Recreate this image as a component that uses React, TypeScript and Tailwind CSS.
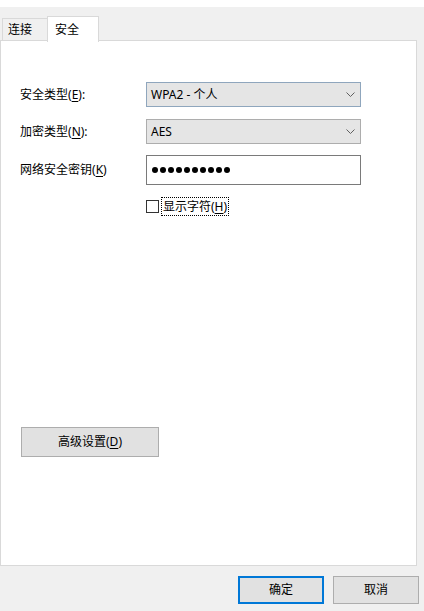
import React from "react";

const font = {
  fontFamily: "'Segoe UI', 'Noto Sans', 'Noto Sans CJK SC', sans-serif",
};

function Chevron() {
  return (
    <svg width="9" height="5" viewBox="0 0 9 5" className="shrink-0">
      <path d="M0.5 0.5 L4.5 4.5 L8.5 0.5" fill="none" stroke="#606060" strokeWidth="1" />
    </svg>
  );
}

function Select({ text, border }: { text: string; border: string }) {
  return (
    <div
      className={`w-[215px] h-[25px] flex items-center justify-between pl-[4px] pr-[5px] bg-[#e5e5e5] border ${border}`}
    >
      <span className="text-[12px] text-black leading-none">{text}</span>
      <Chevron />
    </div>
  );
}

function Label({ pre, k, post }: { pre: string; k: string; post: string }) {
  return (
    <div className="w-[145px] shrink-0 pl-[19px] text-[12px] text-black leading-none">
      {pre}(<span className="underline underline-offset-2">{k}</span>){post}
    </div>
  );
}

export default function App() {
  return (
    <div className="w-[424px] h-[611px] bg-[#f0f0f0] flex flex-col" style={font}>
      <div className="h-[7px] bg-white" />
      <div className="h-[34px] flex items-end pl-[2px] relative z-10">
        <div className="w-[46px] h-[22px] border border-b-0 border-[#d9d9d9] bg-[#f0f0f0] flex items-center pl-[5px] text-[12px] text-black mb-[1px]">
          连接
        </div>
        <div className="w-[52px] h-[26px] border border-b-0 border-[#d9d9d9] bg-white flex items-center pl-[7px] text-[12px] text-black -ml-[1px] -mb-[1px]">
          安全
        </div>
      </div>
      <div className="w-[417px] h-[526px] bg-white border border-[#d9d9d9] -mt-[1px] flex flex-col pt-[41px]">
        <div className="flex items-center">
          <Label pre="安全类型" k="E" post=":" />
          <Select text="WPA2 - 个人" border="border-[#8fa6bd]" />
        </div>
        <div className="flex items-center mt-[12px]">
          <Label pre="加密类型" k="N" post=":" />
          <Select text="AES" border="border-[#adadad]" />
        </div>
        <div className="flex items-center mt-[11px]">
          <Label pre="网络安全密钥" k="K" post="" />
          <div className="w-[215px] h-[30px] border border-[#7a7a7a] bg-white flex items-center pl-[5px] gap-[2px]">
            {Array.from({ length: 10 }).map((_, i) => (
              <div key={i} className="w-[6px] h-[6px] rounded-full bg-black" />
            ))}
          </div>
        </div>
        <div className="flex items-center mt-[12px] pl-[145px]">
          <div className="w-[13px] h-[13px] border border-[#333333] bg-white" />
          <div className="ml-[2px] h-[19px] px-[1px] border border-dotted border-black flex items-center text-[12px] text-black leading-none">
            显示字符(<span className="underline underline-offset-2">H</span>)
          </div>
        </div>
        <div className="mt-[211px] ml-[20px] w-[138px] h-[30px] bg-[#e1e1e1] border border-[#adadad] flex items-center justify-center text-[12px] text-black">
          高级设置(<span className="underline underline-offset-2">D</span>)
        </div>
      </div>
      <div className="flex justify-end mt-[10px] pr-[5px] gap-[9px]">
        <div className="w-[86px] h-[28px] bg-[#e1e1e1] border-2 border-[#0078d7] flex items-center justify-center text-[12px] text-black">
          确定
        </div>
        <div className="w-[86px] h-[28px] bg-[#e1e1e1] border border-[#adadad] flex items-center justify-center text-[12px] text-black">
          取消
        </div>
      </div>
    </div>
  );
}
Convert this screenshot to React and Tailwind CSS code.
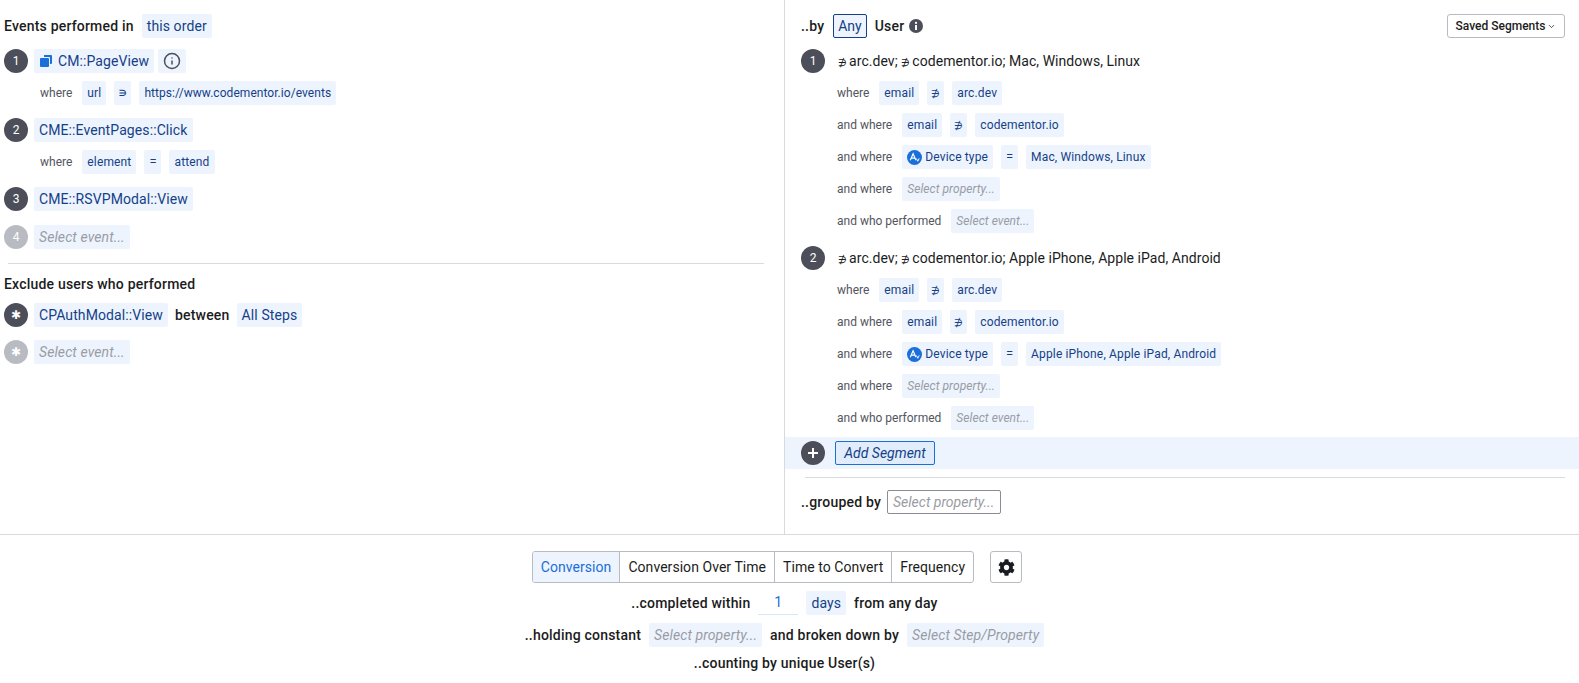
———
Extract all the entries word for word; omit any pictures.

ANSWER TO THIS TASK —
Recreate this image as a component that uses React, TypeScript and Tailwind CSS.
import React from "react";

const font = {
  fontFamily: "'Segoe UI', 'Noto Sans', 'Noto Sans CJK SC', sans-serif",
};

function Chevron() {
  return (
    <svg width="9" height="5" viewBox="0 0 9 5" className="shrink-0">
      <path d="M0.5 0.5 L4.5 4.5 L8.5 0.5" fill="none" stroke="#606060" strokeWidth="1" />
    </svg>
  );
}

function Select({ text, border }: { text: string; border: string }) {
  return (
    <div
      className={`w-[215px] h-[25px] flex items-center justify-between pl-[4px] pr-[5px] bg-[#e5e5e5] border ${border}`}
    >
      <span className="text-[12px] text-black leading-none">{text}</span>
      <Chevron />
    </div>
  );
}

function Label({ pre, k, post }: { pre: string; k: string; post: string }) {
  return (
    <div className="w-[145px] shrink-0 pl-[19px] text-[12px] text-black leading-none">
      {pre}(<span className="underline underline-offset-2">{k}</span>){post}
    </div>
  );
}

export default function App() {
  return (
    <div className="w-[424px] h-[611px] bg-[#f0f0f0] flex flex-col" style={font}>
      <div className="h-[7px] bg-white" />
      <div className="h-[34px] flex items-end pl-[2px] relative z-10">
        <div className="w-[46px] h-[22px] border border-b-0 border-[#d9d9d9] bg-[#f0f0f0] flex items-center pl-[5px] text-[12px] text-black mb-[1px]">
          连接
        </div>
        <div className="w-[52px] h-[26px] border border-b-0 border-[#d9d9d9] bg-white flex items-center pl-[7px] text-[12px] text-black -ml-[1px] -mb-[1px]">
          安全
        </div>
      </div>
      <div className="w-[417px] h-[526px] bg-white border border-[#d9d9d9] -mt-[1px] flex flex-col pt-[41px]">
        <div className="flex items-center">
          <Label pre="安全类型" k="E" post=":" />
          <Select text="WPA2 - 个人" border="border-[#8fa6bd]" />
        </div>
        <div className="flex items-center mt-[12px]">
          <Label pre="加密类型" k="N" post=":" />
          <Select text="AES" border="border-[#adadad]" />
        </div>
        <div className="flex items-center mt-[11px]">
          <Label pre="网络安全密钥" k="K" post="" />
          <div className="w-[215px] h-[30px] border border-[#7a7a7a] bg-white flex items-center pl-[5px] gap-[2px]">
            {Array.from({ length: 10 }).map((_, i) => (
              <div key={i} className="w-[6px] h-[6px] rounded-full bg-black" />
            ))}
          </div>
        </div>
        <div className="flex items-center mt-[12px] pl-[145px]">
          <div className="w-[13px] h-[13px] border border-[#333333] bg-white" />
          <div className="ml-[2px] h-[19px] px-[1px] border border-dotted border-black flex items-center text-[12px] text-black leading-none">
            显示字符(<span className="underline underline-offset-2">H</span>)
          </div>
        </div>
        <div className="mt-[211px] ml-[20px] w-[138px] h-[30px] bg-[#e1e1e1] border border-[#adadad] flex items-center justify-center text-[12px] text-black">
          高级设置(<span className="underline underline-offset-2">D</span>)
        </div>
      </div>
      <div className="flex justify-end mt-[10px] pr-[5px] gap-[9px]">
        <div className="w-[86px] h-[28px] bg-[#e1e1e1] border-2 border-[#0078d7] flex items-center justify-center text-[12px] text-black">
          确定
        </div>
        <div className="w-[86px] h-[28px] bg-[#e1e1e1] border border-[#adadad] flex items-center justify-center text-[12px] text-black">
          取消
        </div>
      </div>
    </div>
  );
}
Convert this screenshot to React and Tailwind CSS code.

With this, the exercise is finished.